RAW DATA -
+ + + + +

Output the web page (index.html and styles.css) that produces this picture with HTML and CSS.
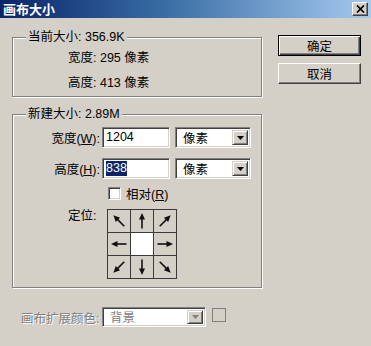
FILE: index.html
```html
<!DOCTYPE html>
<html lang="zh">
<head>
<meta charset="utf-8">
<title>画布大小</title>
<link rel="stylesheet" href="styles.css">
</head>
<body>
<div class="window">
  <div class="titlebar">
    <span class="title">画布大小</span>
    <span class="close"><svg width="9" height="8" viewBox="0 0 9 8"><path d="M1 0.5L8 7.5M8 0.5L1 7.5" stroke="#000" stroke-width="1.7"/></svg></span>
  </div>
  <div class="content">
    <div class="left">
      <fieldset class="group g1">
        <legend>当前大小: 356.9K</legend>
        <div class="info">宽度: 295 像素</div>
        <div class="info">高度: 413 像素</div>
      </fieldset>
      <fieldset class="group g2">
        <legend>新建大小: 2.89M</legend>
        <div class="form-row">
          <span class="flabel">宽度(<u>W</u>):</span>
          <div class="field input"><span>1204</span></div>
          <div class="field select"><span class="sel-text">像素</span><span class="drop"><svg width="7" height="4" viewBox="0 0 7 4"><polygon points="0,0 7,0 3.5,4" fill="#000"/></svg></span></div>
        </div>
        <div class="form-row r2">
          <span class="flabel">高度(<u>H</u>):</span>
          <div class="field input"><span class="selected">838</span></div>
          <div class="field select"><span class="sel-text">像素</span><span class="drop"><svg width="7" height="4" viewBox="0 0 7 4"><polygon points="0,0 7,0 3.5,4" fill="#000"/></svg></span></div>
        </div>
        <div class="check-row">
          <span class="checkbox"></span>
          <span class="check-label">相对(<u>R</u>)</span>
        </div>
        <div class="anchor-row">
          <span class="anchor-label">定位:</span>
          <div class="anchor-grid">
            <span class="cell"><svg viewBox="0 0 22 22"><g transform="rotate(-45 11 11)"><path d="M11 18.5V8" stroke="#111" stroke-width="1.6"/><polygon points="11,3 8,9.5 14,9.5" fill="#111"/></g></svg></span>
            <span class="cell"><svg viewBox="0 0 22 22"><g><path d="M11 18.5V8" stroke="#111" stroke-width="1.6"/><polygon points="11,3 8,9.5 14,9.5" fill="#111"/></g></svg></span>
            <span class="cell"><svg viewBox="0 0 22 22"><g transform="rotate(45 11 11)"><path d="M11 18.5V8" stroke="#111" stroke-width="1.6"/><polygon points="11,3 8,9.5 14,9.5" fill="#111"/></g></svg></span>
            <span class="cell"><svg viewBox="0 0 22 22"><g transform="rotate(-90 11 11)"><path d="M11 18.5V8" stroke="#111" stroke-width="1.6"/><polygon points="11,3 8,9.5 14,9.5" fill="#111"/></g></svg></span>
            <span class="cell center"></span>
            <span class="cell"><svg viewBox="0 0 22 22"><g transform="rotate(90 11 11)"><path d="M11 18.5V8" stroke="#111" stroke-width="1.6"/><polygon points="11,3 8,9.5 14,9.5" fill="#111"/></g></svg></span>
            <span class="cell"><svg viewBox="0 0 22 22"><g transform="rotate(-135 11 11)"><path d="M11 18.5V8" stroke="#111" stroke-width="1.6"/><polygon points="11,3 8,9.5 14,9.5" fill="#111"/></g></svg></span>
            <span class="cell"><svg viewBox="0 0 22 22"><g transform="rotate(180 11 11)"><path d="M11 18.5V8" stroke="#111" stroke-width="1.6"/><polygon points="11,3 8,9.5 14,9.5" fill="#111"/></g></svg></span>
            <span class="cell"><svg viewBox="0 0 22 22"><g transform="rotate(135 11 11)"><path d="M11 18.5V8" stroke="#111" stroke-width="1.6"/><polygon points="11,3 8,9.5 14,9.5" fill="#111"/></g></svg></span>
          </div>
        </div>
      </fieldset>
      <div class="ext-row">
        <span class="ext-label">画布扩展颜色:</span>
        <div class="field select ext-select"><span class="sel-text">背景</span><span class="drop"><svg width="7" height="4" viewBox="0 0 7 4"><polygon points="0,0 7,0 3.5,4" fill="#808080"/></svg></span></div>
        <span class="swatch"></span>
      </div>
    </div>
    <div class="buttons">
      <button class="btn default">确定</button>
      <button class="btn">取消</button>
    </div>
  </div>
</div>
</body>
</html>
```
FILE: styles.css
```css
* { box-sizing: border-box; }
html, body { margin: 0; padding: 0; }
body {
  background: #d4d0c8;
  font-family: "Liberation Sans", "Noto Sans CJK SC", sans-serif;
  font-size: 12.5px;
  color: #000;
}
.window {
  width: 371px;
  height: 346px;
  background: #d4d0c8;
  overflow: hidden;
}
.titlebar {
  height: 18px;
  background: linear-gradient(to right, #0a246a 0%, #3a6ea5 45%, #a6caf0 100%);
  display: flex;
  align-items: center;
  justify-content: space-between;
  padding: 0 3px 0 3px;
}
.title {
  color: #fff;
  font-weight: bold;
  font-size: 13px;
  line-height: 18px;
  font-family: "Noto Sans CJK SC", sans-serif;
}
.close {
  width: 16px;
  height: 14px;
  background: #d4d0c8;
  border: 1px solid;
  border-color: #fff #404040 #404040 #fff;
  box-shadow: inset -1px -1px 0 #808080;
  display: flex;
  align-items: center;
  justify-content: center;
}
.content {
  display: flex;
  padding: 12px 0 0 12px;
}
.left {
  width: 250px;
  display: flex;
  flex-direction: column;
}
.group {
  margin: 0;
  padding: 0;
  border: 1px solid #808080;
  box-shadow: inset 1px 1px 0 #fff, 1px 1px 0 #fff;
  min-inline-size: 0;
}
.group legend {
  margin-left: 13px;
  padding: 0 2px;
  line-height: 14px;
  background: #d4d0c8;
}
.g1 { padding-top: 2px; }
.info {
  height: 25px;
  line-height: 25px;
  padding-left: 55px;
}
.g2 {
  margin-top: 10px;
  padding-top: 6px;
  padding-bottom: 8px;
}
.form-row {
  display: flex;
  align-items: center;
  height: 21px;
}
.form-row.r2 { margin-top: 10px; }
.flabel {
  width: 87px;
  text-align: right;
  margin-right: 2px;
}
.field {
  height: 21px;
  background: #fff;
  border: 1px solid;
  border-color: #808080 #fff #fff #808080;
  box-shadow: inset 1px 1px 0 #404040, inset -1px -1px 0 #d4d0c8;
}
.input {
  width: 68px;
  padding: 2px 3px;
  line-height: 15px;
}
.selected {
  background: #0a246a;
  color: #fff;
  display: inline-block;
  line-height: 15px;
}
.select {
  width: 76px;
  margin-left: 5px;
  display: flex;
  align-items: stretch;
  padding: 2px;
}
.sel-text {
  flex: 1;
  padding-left: 5px;
  line-height: 18px;
}
.drop {
  width: 16px;
  background: #d4d0c8;
  border: 1px solid;
  border-color: #d4d0c8 #404040 #404040 #d4d0c8;
  box-shadow: inset 1px 1px 0 #fff, inset -1px -1px 0 #808080;
  display: flex;
  align-items: center;
  justify-content: center;
}
.check-row {
  display: flex;
  align-items: center;
  margin-top: 8px;
  height: 13px;
  padding-left: 95px;
}
.checkbox {
  width: 13px;
  height: 13px;
  background: #fff;
  border: 1px solid;
  border-color: #808080 #fff #fff #808080;
  box-shadow: inset 1px 1px 0 #404040, inset -1px -1px 0 #d4d0c8;
  margin-right: 5px;
}
.anchor-row {
  display: flex;
  margin-top: 9px;
  padding-left: 55px;
}
.anchor-label {
  width: 39px;
  line-height: 14px;
}
.anchor-grid {
  width: 70px;
  height: 70px;
  display: grid;
  grid-template-columns: repeat(3, 22px);
  grid-template-rows: repeat(3, 22px);
  gap: 1px;
  padding: 1px;
  background: #3a3a3a;
}
.cell {
  background: #d4d0c8;
  display: block;
}
.cell svg { width: 22px; height: 22px; display: block; }
.cell.center { background: #fff; }
.ext-row {
  display: flex;
  align-items: center;
  margin-top: 19px;
  padding-left: 9px;
}
.ext-label {
  width: 81px;
  flex: none;
  color: #808080;
  text-shadow: 1px 1px 0 #fff;
}
.ext-select {
  width: 104px;
  height: 20px;
  margin-left: 0;
  color: #808080;
}
.ext-select .sel-text { line-height: 16px; }
.swatch {
  width: 14px;
  height: 14px;
  margin-left: 6px;
  border: 1px solid #808080;
  align-self: flex-start;
  margin-top: 1px;
}
.buttons {
  display: flex;
  flex-direction: column;
  margin-left: 16px;
  padding-top: 5px;
  gap: 7px;
}
.btn {
  width: 83px;
  height: 21px;
  padding: 0;
  font: inherit;
  color: #000;
  background: #d4d0c8;
  border: 1px solid;
  border-color: #fff #404040 #404040 #fff;
  box-shadow: inset -1px -1px 0 #808080;
}
.btn.default {
  border: 1px solid #000;
  box-shadow: inset 1px 1px 0 #fff, inset -1px -1px 0 #404040, inset -2px -2px 0 #808080;
}
```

+ + + + +

In the material above, show every line where the word "index" turns up.

Output the web page (index.html and styles.css) that produces this picture with HTML and CSS.
FILE: index.html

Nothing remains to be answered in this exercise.